▶ [MATERIAL PROVIDED]:
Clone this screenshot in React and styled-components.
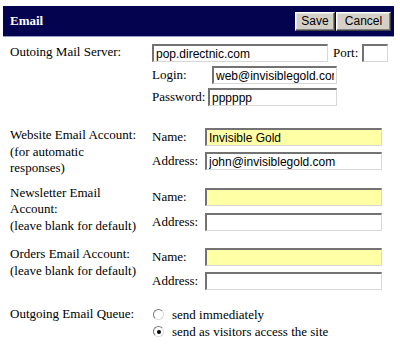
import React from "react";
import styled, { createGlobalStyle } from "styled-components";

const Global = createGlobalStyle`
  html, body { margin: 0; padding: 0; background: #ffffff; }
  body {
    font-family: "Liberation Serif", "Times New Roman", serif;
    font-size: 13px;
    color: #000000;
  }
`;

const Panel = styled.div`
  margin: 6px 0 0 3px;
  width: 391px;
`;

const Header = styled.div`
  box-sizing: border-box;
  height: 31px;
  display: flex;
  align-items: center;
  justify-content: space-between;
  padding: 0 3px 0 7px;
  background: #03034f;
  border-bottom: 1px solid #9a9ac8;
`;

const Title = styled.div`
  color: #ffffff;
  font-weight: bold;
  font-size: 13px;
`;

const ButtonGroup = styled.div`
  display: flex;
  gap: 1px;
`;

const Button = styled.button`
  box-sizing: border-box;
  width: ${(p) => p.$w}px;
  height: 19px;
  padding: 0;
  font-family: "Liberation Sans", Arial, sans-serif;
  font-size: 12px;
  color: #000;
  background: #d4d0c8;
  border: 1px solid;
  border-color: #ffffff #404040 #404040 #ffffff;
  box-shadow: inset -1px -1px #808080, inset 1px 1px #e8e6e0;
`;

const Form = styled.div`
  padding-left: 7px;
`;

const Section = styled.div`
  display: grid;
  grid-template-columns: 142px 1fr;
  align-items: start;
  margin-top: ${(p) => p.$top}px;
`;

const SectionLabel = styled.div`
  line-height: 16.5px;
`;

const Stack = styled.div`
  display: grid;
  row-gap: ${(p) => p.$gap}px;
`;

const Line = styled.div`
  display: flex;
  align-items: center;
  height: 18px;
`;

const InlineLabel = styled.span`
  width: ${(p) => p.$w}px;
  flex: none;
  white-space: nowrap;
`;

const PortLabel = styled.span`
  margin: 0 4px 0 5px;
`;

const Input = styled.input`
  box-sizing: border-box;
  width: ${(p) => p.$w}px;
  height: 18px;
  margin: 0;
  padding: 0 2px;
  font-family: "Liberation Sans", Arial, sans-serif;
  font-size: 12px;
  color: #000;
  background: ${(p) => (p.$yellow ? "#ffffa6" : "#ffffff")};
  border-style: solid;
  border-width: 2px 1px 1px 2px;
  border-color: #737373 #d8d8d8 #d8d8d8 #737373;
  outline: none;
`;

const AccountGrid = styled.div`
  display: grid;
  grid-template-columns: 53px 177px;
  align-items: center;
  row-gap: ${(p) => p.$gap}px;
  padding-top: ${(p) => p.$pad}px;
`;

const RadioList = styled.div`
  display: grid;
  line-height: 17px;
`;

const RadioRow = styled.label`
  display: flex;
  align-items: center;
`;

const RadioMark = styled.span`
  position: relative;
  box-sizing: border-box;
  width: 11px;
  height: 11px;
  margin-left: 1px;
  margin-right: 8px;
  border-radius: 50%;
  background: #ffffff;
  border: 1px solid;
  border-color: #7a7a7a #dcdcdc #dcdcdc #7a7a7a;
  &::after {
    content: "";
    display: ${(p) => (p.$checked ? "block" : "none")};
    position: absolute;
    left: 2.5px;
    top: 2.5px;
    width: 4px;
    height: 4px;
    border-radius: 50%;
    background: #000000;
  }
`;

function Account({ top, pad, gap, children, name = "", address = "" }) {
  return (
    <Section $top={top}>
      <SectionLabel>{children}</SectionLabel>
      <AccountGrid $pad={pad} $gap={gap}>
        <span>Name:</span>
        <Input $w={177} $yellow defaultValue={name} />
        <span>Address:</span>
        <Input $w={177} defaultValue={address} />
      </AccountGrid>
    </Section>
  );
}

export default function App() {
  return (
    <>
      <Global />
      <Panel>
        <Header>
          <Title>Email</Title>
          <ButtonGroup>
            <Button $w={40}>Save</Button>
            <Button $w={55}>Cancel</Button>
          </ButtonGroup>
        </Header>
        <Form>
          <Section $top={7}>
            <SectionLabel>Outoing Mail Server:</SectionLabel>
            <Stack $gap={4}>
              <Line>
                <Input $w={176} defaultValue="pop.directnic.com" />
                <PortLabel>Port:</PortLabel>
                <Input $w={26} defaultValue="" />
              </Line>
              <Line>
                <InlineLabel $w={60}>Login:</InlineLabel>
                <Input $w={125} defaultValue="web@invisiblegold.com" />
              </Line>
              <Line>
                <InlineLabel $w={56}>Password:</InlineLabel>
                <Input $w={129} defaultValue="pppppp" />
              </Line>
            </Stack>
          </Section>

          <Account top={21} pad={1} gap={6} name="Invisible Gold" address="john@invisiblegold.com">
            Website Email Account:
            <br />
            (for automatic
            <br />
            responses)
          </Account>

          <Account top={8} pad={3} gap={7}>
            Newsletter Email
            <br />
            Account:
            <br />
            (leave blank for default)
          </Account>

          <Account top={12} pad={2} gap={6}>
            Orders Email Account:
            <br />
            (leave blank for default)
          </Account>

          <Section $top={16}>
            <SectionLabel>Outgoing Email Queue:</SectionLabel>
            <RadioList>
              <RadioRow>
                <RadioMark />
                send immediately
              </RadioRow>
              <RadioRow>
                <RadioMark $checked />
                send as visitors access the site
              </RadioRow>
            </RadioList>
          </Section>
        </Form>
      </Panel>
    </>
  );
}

▶ [WHAT TO WORK ON]:
Quote the preceding listing precisely and completely, omitting its images.

▶ [SOLVED PROBLEM]:
Clone this screenshot in React and styled-components.
import React from "react";
import styled, { createGlobalStyle } from "styled-components";

const Global = createGlobalStyle`
  html, body { margin: 0; padding: 0; background: #ffffff; }
  body {
    font-family: "Liberation Serif", "Times New Roman", serif;
    font-size: 13px;
    color: #000000;
  }
`;

const Panel = styled.div`
  margin: 6px 0 0 3px;
  width: 391px;
`;

const Header = styled.div`
  box-sizing: border-box;
  height: 31px;
  display: flex;
  align-items: center;
  justify-content: space-between;
  padding: 0 3px 0 7px;
  background: #03034f;
  border-bottom: 1px solid #9a9ac8;
`;

const Title = styled.div`
  color: #ffffff;
  font-weight: bold;
  font-size: 13px;
`;

const ButtonGroup = styled.div`
  display: flex;
  gap: 1px;
`;

const Button = styled.button`
  box-sizing: border-box;
  width: ${(p) => p.$w}px;
  height: 19px;
  padding: 0;
  font-family: "Liberation Sans", Arial, sans-serif;
  font-size: 12px;
  color: #000;
  background: #d4d0c8;
  border: 1px solid;
  border-color: #ffffff #404040 #404040 #ffffff;
  box-shadow: inset -1px -1px #808080, inset 1px 1px #e8e6e0;
`;

const Form = styled.div`
  padding-left: 7px;
`;

const Section = styled.div`
  display: grid;
  grid-template-columns: 142px 1fr;
  align-items: start;
  margin-top: ${(p) => p.$top}px;
`;

const SectionLabel = styled.div`
  line-height: 16.5px;
`;

const Stack = styled.div`
  display: grid;
  row-gap: ${(p) => p.$gap}px;
`;

const Line = styled.div`
  display: flex;
  align-items: center;
  height: 18px;
`;

const InlineLabel = styled.span`
  width: ${(p) => p.$w}px;
  flex: none;
  white-space: nowrap;
`;

const PortLabel = styled.span`
  margin: 0 4px 0 5px;
`;

const Input = styled.input`
  box-sizing: border-box;
  width: ${(p) => p.$w}px;
  height: 18px;
  margin: 0;
  padding: 0 2px;
  font-family: "Liberation Sans", Arial, sans-serif;
  font-size: 12px;
  color: #000;
  background: ${(p) => (p.$yellow ? "#ffffa6" : "#ffffff")};
  border-style: solid;
  border-width: 2px 1px 1px 2px;
  border-color: #737373 #d8d8d8 #d8d8d8 #737373;
  outline: none;
`;

const AccountGrid = styled.div`
  display: grid;
  grid-template-columns: 53px 177px;
  align-items: center;
  row-gap: ${(p) => p.$gap}px;
  padding-top: ${(p) => p.$pad}px;
`;

const RadioList = styled.div`
  display: grid;
  line-height: 17px;
`;

const RadioRow = styled.label`
  display: flex;
  align-items: center;
`;

const RadioMark = styled.span`
  position: relative;
  box-sizing: border-box;
  width: 11px;
  height: 11px;
  margin-left: 1px;
  margin-right: 8px;
  border-radius: 50%;
  background: #ffffff;
  border: 1px solid;
  border-color: #7a7a7a #dcdcdc #dcdcdc #7a7a7a;
  &::after {
    content: "";
    display: ${(p) => (p.$checked ? "block" : "none")};
    position: absolute;
    left: 2.5px;
    top: 2.5px;
    width: 4px;
    height: 4px;
    border-radius: 50%;
    background: #000000;
  }
`;

function Account({ top, pad, gap, children, name = "", address = "" }) {
  return (
    <Section $top={top}>
      <SectionLabel>{children}</SectionLabel>
      <AccountGrid $pad={pad} $gap={gap}>
        <span>Name:</span>
        <Input $w={177} $yellow defaultValue={name} />
        <span>Address:</span>
        <Input $w={177} defaultValue={address} />
      </AccountGrid>
    </Section>
  );
}

export default function App() {
  return (
    <>
      <Global />
      <Panel>
        <Header>
          <Title>Email</Title>
          <ButtonGroup>
            <Button $w={40}>Save</Button>
            <Button $w={55}>Cancel</Button>
          </ButtonGroup>
        </Header>
        <Form>
          <Section $top={7}>
            <SectionLabel>Outoing Mail Server:</SectionLabel>
            <Stack $gap={4}>
              <Line>
                <Input $w={176} defaultValue="pop.directnic.com" />
                <PortLabel>Port:</PortLabel>
                <Input $w={26} defaultValue="" />
              </Line>
              <Line>
                <InlineLabel $w={60}>Login:</InlineLabel>
                <Input $w={125} defaultValue="web@invisiblegold.com" />
              </Line>
              <Line>
                <InlineLabel $w={56}>Password:</InlineLabel>
                <Input $w={129} defaultValue="pppppp" />
              </Line>
            </Stack>
          </Section>

          <Account top={21} pad={1} gap={6} name="Invisible Gold" address="john@invisiblegold.com">
            Website Email Account:
            <br />
            (for automatic
            <br />
            responses)
          </Account>

          <Account top={8} pad={3} gap={7}>
            Newsletter Email
            <br />
            Account:
            <br />
            (leave blank for default)
          </Account>

          <Account top={12} pad={2} gap={6}>
            Orders Email Account:
            <br />
            (leave blank for default)
          </Account>

          <Section $top={16}>
            <SectionLabel>Outgoing Email Queue:</SectionLabel>
            <RadioList>
              <RadioRow>
                <RadioMark />
                send immediately
              </RadioRow>
              <RadioRow>
                <RadioMark $checked />
                send as visitors access the site
              </RadioRow>
            </RadioList>
          </Section>
        </Form>
      </Panel>
    </>
  );
}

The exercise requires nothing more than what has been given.